New title: Checking in here when I need to vent or need advice

Yeah. Just made me insanely tired lol. Cause that’s how I roll😄

I don’t have sleep apnea! Yay!
But now I have to do more studies to see what’s wrong. So it feels really slow and frustrating. But it is forward motion. So that’s good. But yeah.

1 Like

Okay, so I have joint and muscle pain and idk if it’s me being fat or an actual problem😄
Me being silly to start the day lol

Been noticing my paranoia more and realizing it’s not normal. Wanting to talk to my therapist. Because I know these things are paranoia and not real, but I can’t stop the anxiety and fear in the moment. It’s gotten pretty bad. But I’m scared she’ll either think I’m crazy or not bad enough for it to matter. Idk. It’s so hard. And I have no one to talk to. It’s really hard.

Would anyone know of a support of some sort online to vent about how my body doesn’t work right? Lol😆

Kind of coming to terms with the fact that I should probably break up with my boyfriend. It’s completely heartbreaking to me and idk what I’m going to do. We’ve been together for like 4 or 5 years. I love him so much.

He knows everything about me. Having to try and trust someone new someday or open up again, I just can’t. I trusted him and love him so much. He became really busy and I understand and support that. But I need stability. So much. And it feels like what’s the point of being in a relationship if you never talk or communicate in any way?

I don’t want to have to be the one to break it off with him. I don’t want to hurt him. I don’t know if he’ll care. I don’t know. I don’t want to lose him. I don’t know what I’ll do. I went through so much with him and I’m so scared I’ll be set back a lot. When we first dated, I was having bad flashbacks, had eating problems, hated myself a lot, and just overall was in one of the darkest times in my life. He was with me through that. He helped me with my flashbacks. He was so patient and supportive. Idk if I’m gonna find someone like that again. Idk if this is the right choice or if I’m just scared. Idk what to do and coping is hard. I’m kind of lost. And I feel so worthless and I don’t think I’ll ever find someone again who is so patient or who actually cares about me. Why would anyone like me?

Idk. Just really confused, stressed, scared, idk. I just can’t. Idk. I’m so confused and scared. Idk.

Sorry this was so long and annoying. Sorry. Just in a bad place rn.

Making big decisions is difficult! It is impossible to advise on relationships over the internet, but trust whatever you choose will be what you need to do :pray::sparkling_heart:

Have you used The Mighty?

It is a mental health forum but i have seen people post about physical conditions too.
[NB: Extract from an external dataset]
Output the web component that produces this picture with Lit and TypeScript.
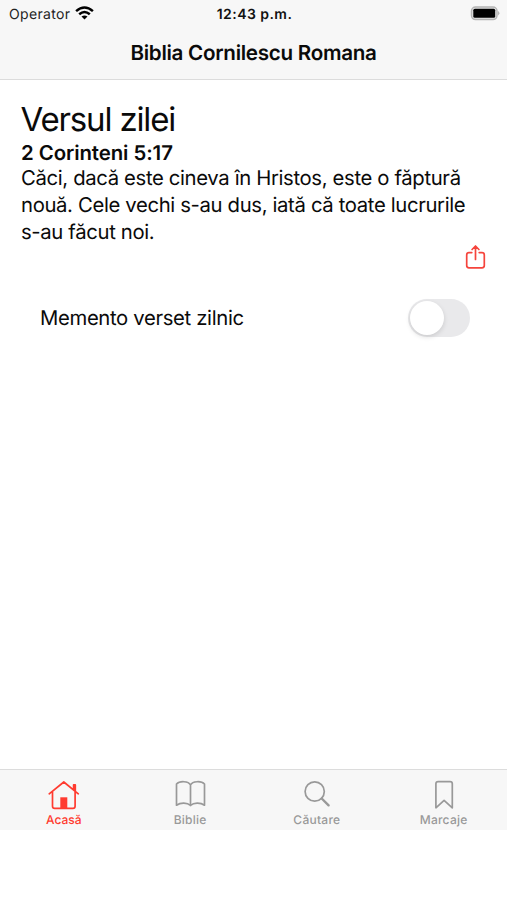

Yeah. Idk. It’s hard. I think I need to move on. It feels like there’s no point in getting my hopes up and then getting crushed all the time. It stinks.

I’m still scared I’ll never find someone as loving. But I think I might. Idk. I’m stressed and kind of scared, but I think I’m going to leave him.

How do I break up with someone I can’t get in contact with?

Really struggling. I really want to hurt myself and I just feel super out of control of everything. I just feel lost and broken and hurt and I just want to get it out. It’s too hard.

I broke up with him. Idk. He said he understands what I was saying. So I hope he gets it and isn’t hurt. Idk. It was super hard but I’m kind of glad I did it. Still fighting urges to hurt myself, but doing better.

1 Like

Ah well it sounds like you handled it well. Of course it’s hard and it will be difficult, but it will get easier!

I hope so.

You made the right choice for you, a very hard one at that. I am fucking proud of you

Thank you. Literally just gave a big sigh of relief when I read that. Thank you.

1 Like

Having weird pain today.
After work, the back of my knee was in so much pain. And now I’m having this weird pain. Idk what to describe it as. It’s like phantom pain. Like there’s nothing there, but it feels like there are needles in my heel. So it’s been a weird night.

About to fall asleep. Had bad anxious itching today.
But yay! My mom called my sleep doctor while I was at work. The sleep center is now open!!! And my doctor has already put me in for an appointment, so hopefully in a month or so, I can do my sleep study!!! Ahhh, forward motion makes me so much happier than is rational🤣

2 Likes

Brilliant. It’s good when things start happening!